In regards to Human Rights Day, which will be observed on Sunday, December 10, Hoyer said:
"On December 10, 1948, the Universal Declaration of Human Rights was adopted by the United Nations General Assembly, and the world collectively pledged to protect and honor the rights of men, women, and children around the globe. The Declaration states that 'recognition of the inherent dignity and of the equal and inalienable rights of all members of the human family is the foundation of freedom, justice and peace in the world.'
"This year's observation of Human Rights Day will focus on a specific kind of dignity - the dignity that comes from being safe from poverty. As one of the world's most eloquent and admired human rights defenders, Dr. Martin Luther King, Jr., said: 'The curse of poverty has no justification in our age.'
"Dr. King was absolutely right: Poverty has no place in the 21st Century. Poverty is inextricably linked with disease, conflict, and despair, which are tragically prevalent in the lives of far too many people around the world. Poverty and hopelessness also lead to instability and global unrest. Throughout our history, the United States has been a bastion and beacon of human rights, and as we mark this year's Human Rights Day, we must renew our commitment to fight poverty and stand up for human rights around the world."
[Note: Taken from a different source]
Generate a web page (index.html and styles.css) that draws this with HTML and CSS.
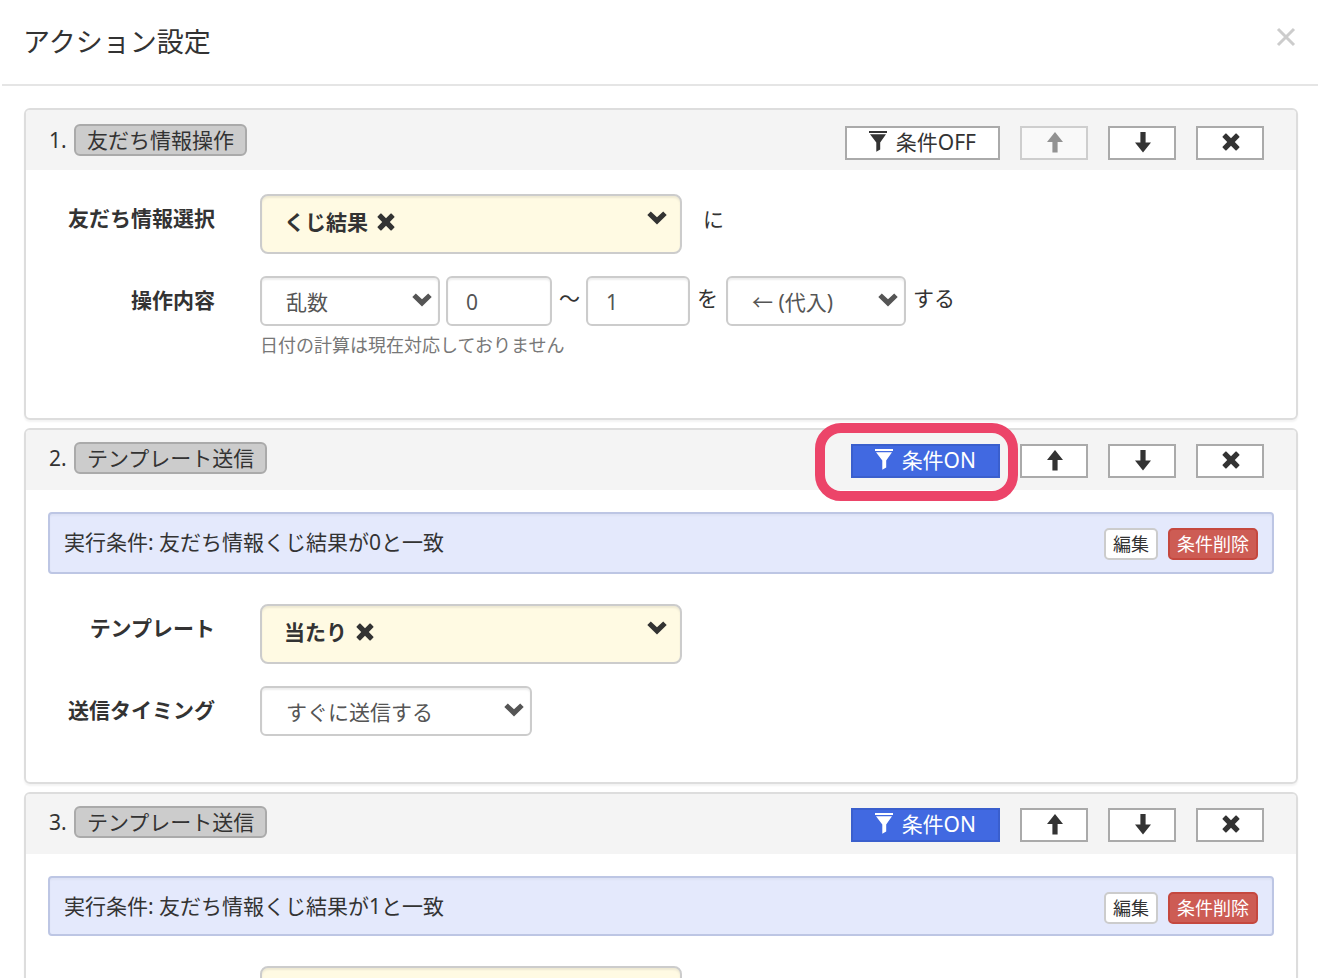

Hoyer also chastised the Ethics Committee who was investigating the sexual misconduct of former Republican Representative Mark Foley in regards to male teenage Congressional Pages. Although the report found that fellow Republican lawmakers knew about Foley's "interactions with pages or other young male staff members" as far back as 1995 and chose to do nothing about it, the committee recommended no punishments. Since the report was released on the last day of the Congress, no reform of the page program can be undertaken until the new Congress convenes in 2007.
Hoyer had this to say:
I appreciate and respect the hard work and judgment of the bipartisan Ethics Committee in the matter related to former Representative Mark Foley. The Members, officers and staff who work in this institution have an absolute duty to ensure the safety and well-being of the youths who come here from around the country to participate in the House Page Program.
It is regrettable that the Ethics Committee did not fulfill its responsibilities with the same level of vigilance throughout this 109th Congress.
In the new Democratically-controlled Congress, which convenes in January, we will and we must restore vitality to our ethics process and ensure public confidence in this institution.